In issuing its report “Under Construction: Building the future of the sector in Scotland”, Holyrood’s Economy, Energy and Fair Work Committee said that it wanted to understand the industry’s challenges “to ensure it realises its full potential”.
It was a valuable exercise, since the construction business touches every part of the economy in Scotland, generating £21.4 billion per year, employing 170,000 people – or 10% of all Scottish jobs – and sustaining 45,000 businesses.
When giving our evidence to the committee, we suggested that any programme for improvement should focus on Four Ps: Procurement, Payment, Professionalism and Policing. As well as a requirement for government to take proactive action, there always remains the challenge of effective implementation and review.
At the root of most of the contentious areas in construction is the business model for procurement, where practices and procedures have not fundamentally changed over many years. In usual circumstances, a main contractor, appointed to deliver a contract, proceeds to sub-let the works to myriad sub-contractors who may then further sub-sub-contract. There is very little if any engagement with sub-contractors on issues such as design or risk before the work starts on site and this often leads to a spiral of issues, including challenges over costs for extras, extensions of time etc. etc.

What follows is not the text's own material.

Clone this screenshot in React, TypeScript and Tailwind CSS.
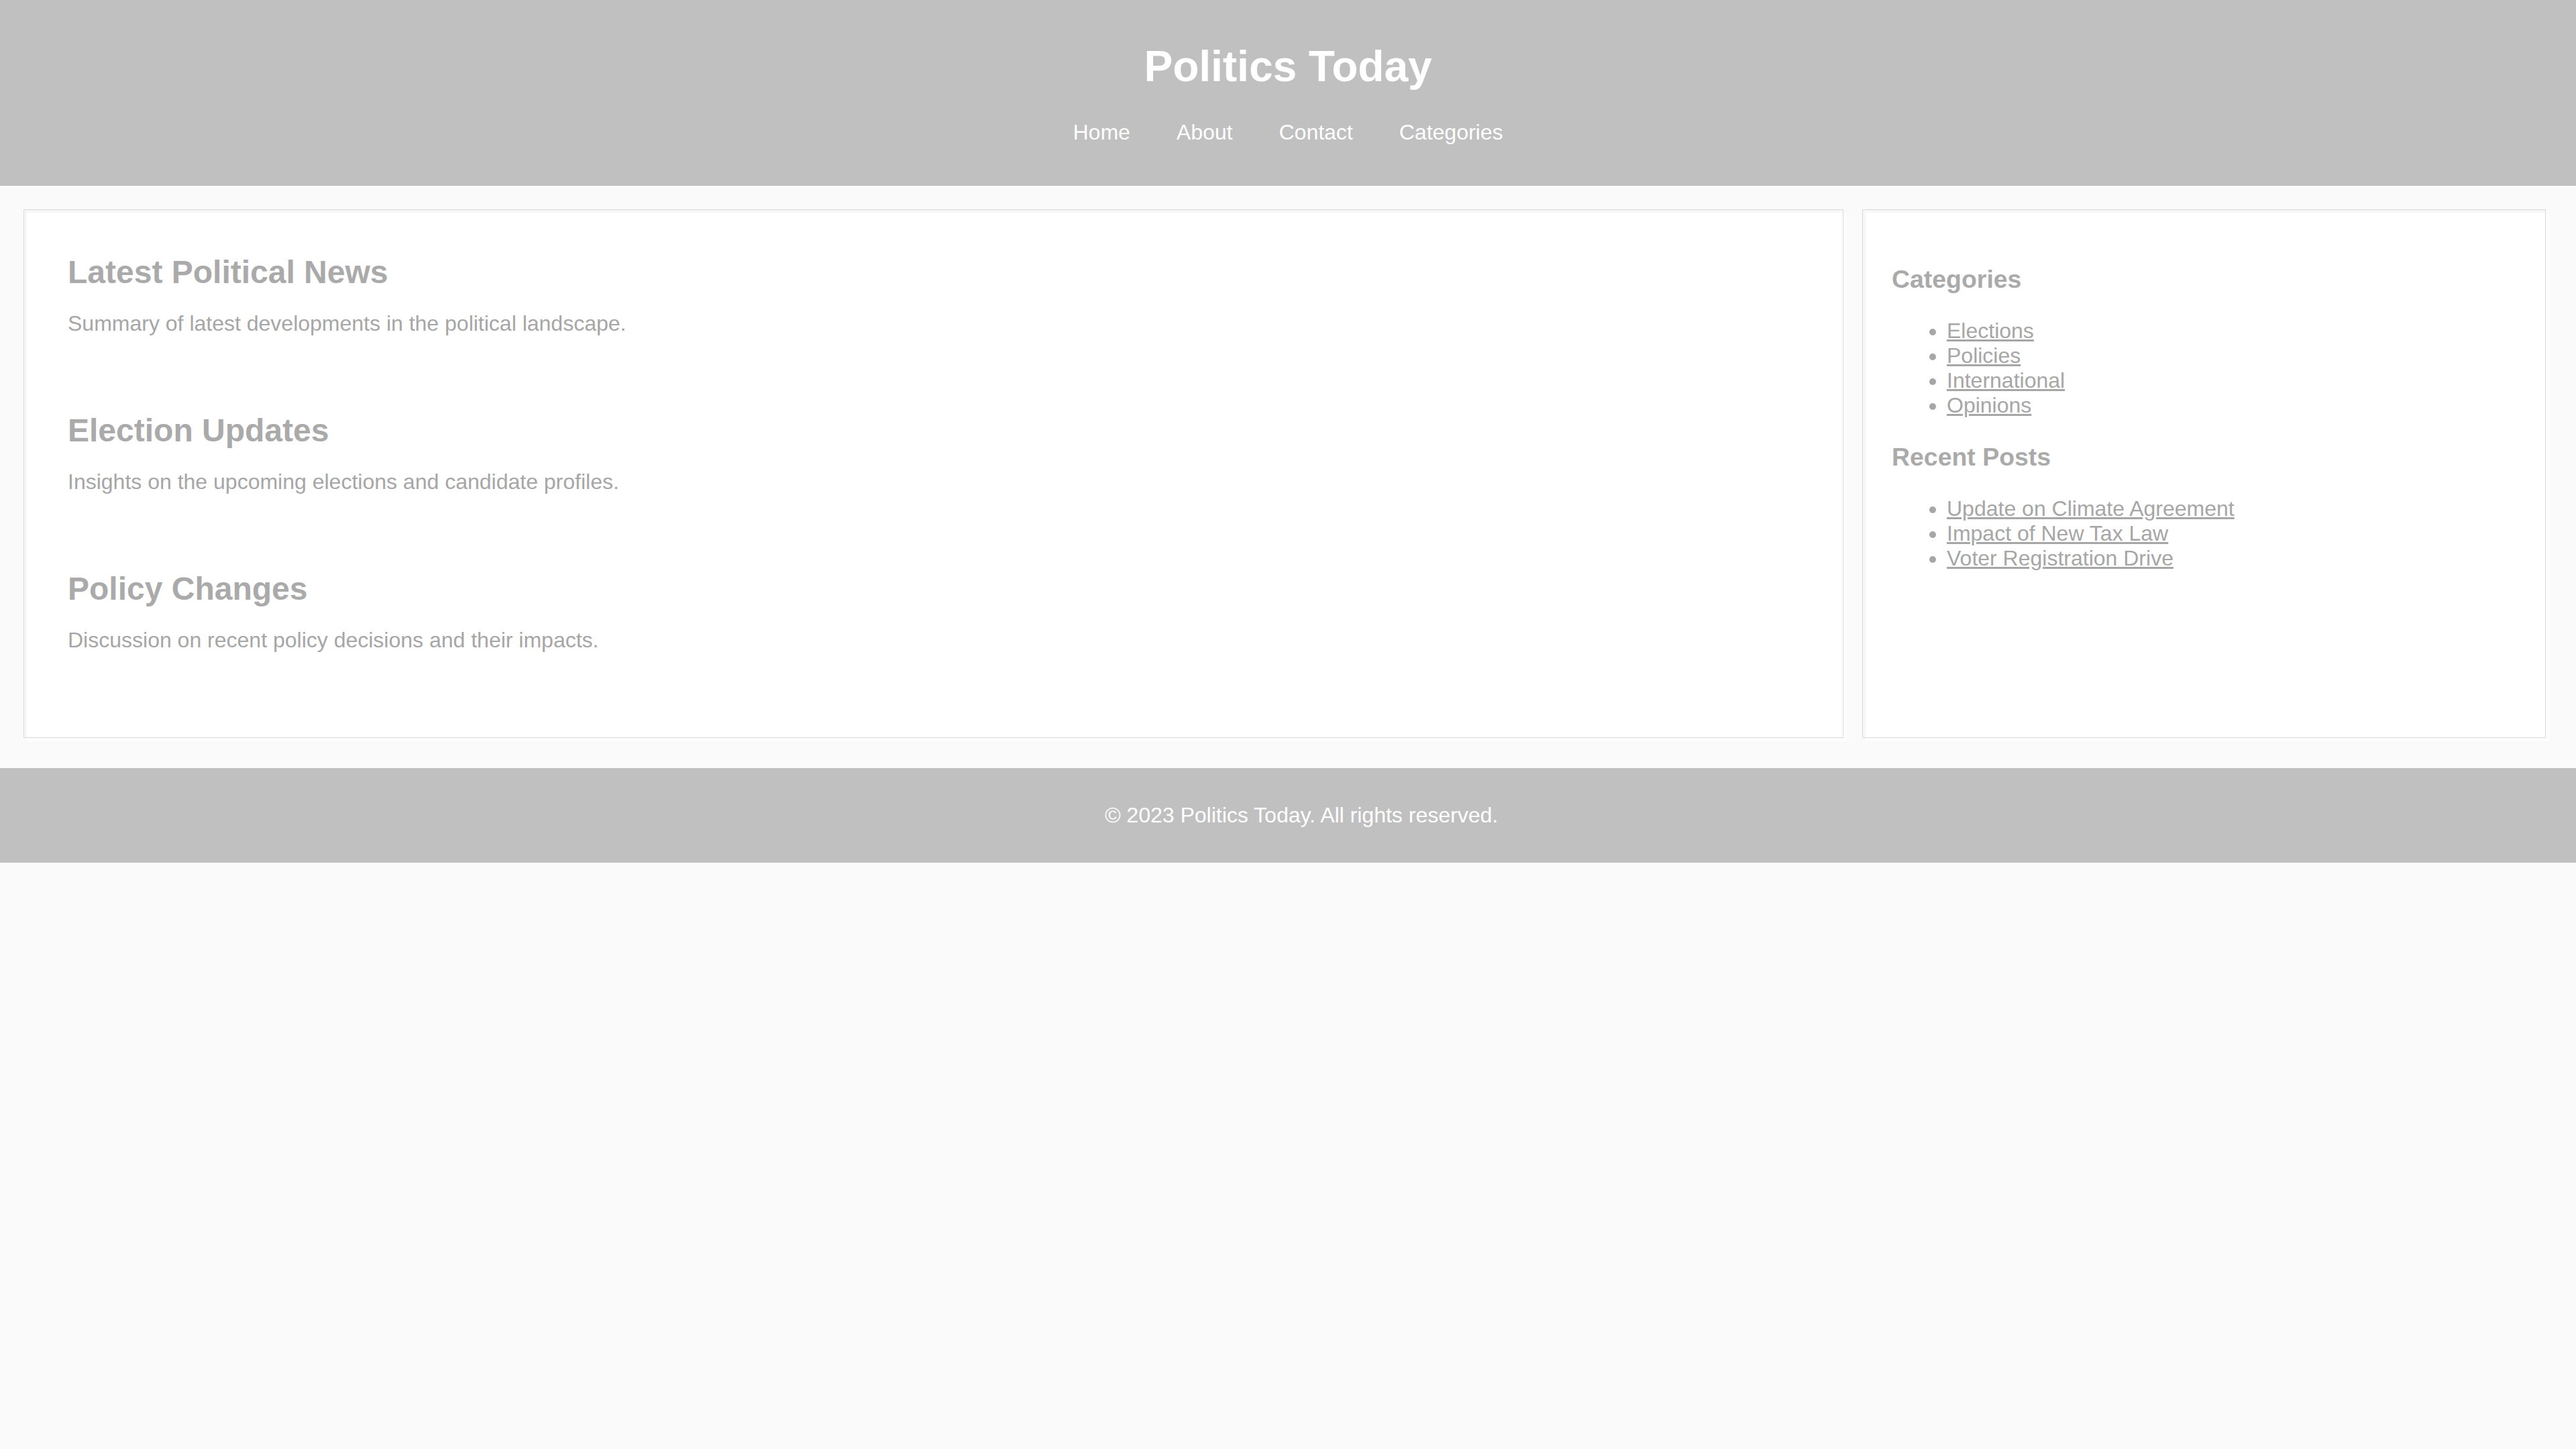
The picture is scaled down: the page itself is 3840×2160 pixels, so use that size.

This highly fragmented and costly delivery process, driven by the lowest price and the most onerous of contract conditions aimed at wholesale transference of risk, creates a race to the bottom which places an intolerable burden on businesses who often don’t appreciate how exposed they are. Often this race is won by businesses that spend little time and capital in investing in up-skilling their workforce or recruiting and training the workforce of the future.
The Scottish Government has made some sterling efforts to address some of the issues, but many others still require to be addressed including:
•avoiding the use of multiple schemes of pre-qualification;
•requiring contracting authorities to consider if the work could be done by SMEs or SME joint ventures;
•encouraging early involvement of key specialist contractors to inform the design and planning process; and
•insisting on approval of sub-contract conditions to deter tier 1 contractors from transferring risk along the supply chain.
Above all else traditional procurement systems are no longer fit for purpose. We need to be radical and bring in more innovative systems such as insurance-backed alliancing. Research from 10 years ago suggested that every £1 spent on construction created up to £5 in GDP growth. We believe that the economic impact could be far greater if we were able to eradicate the endemic process waste in delivery systems. For example, failure to engage the supply chain early enough to inform design decisions often means that construction costs are increased to reflect changes to designs to make them fit for manufacture.
Section 15(5) (d) of the Procurement Reform (Scotland) Act 2014 – a measure widely welcomed – requires contracting authorities with an annual spend of more than £5 million to include strategies for 30-day payment to sub- and sub-subcontractors. However, our surveys show that, in 2016, 45% of reporting authorities were non-compliant. New figures will be available soon, but in order for this objective to be fully realised, the government should now legislate to mandate 30-day payments.
Project Bank Accounts are the most effective way of ensuring that cash is disbursed to the supply chain without delay and, we were delighted when Scottish government reduced this to £2 million. We are keen to work with government to see how we can promote the use of PBAs more widely.
We believe that the Scottish Government should have the courage of convictions over their own Approved Certifier of Construction scheme and mandate that for all directly funded work that only those on the scheme to ensure that only properly qualified people carry out public sector work.
In addition, recognising and legislating on our campaign to introduce Protection of Title would raise the bar of the status of electricians who work across Scotland.
We must invest more resource in ensuring compliance with regulation and best practice. To this end we have been urging the Scottish Government to create a properly resourced Office of Public Procurement Regulator. The Regulator would have powers to challenge poor practices and, if necessary, impose penalties on regular offenders.
We need to move the sector towards the value systems inherent in many other sector supply chains – close collaboration; payment security shared risk and reward; effective communication; and a shared focus on the product. Only then will construction take its rightful place in 21st century business.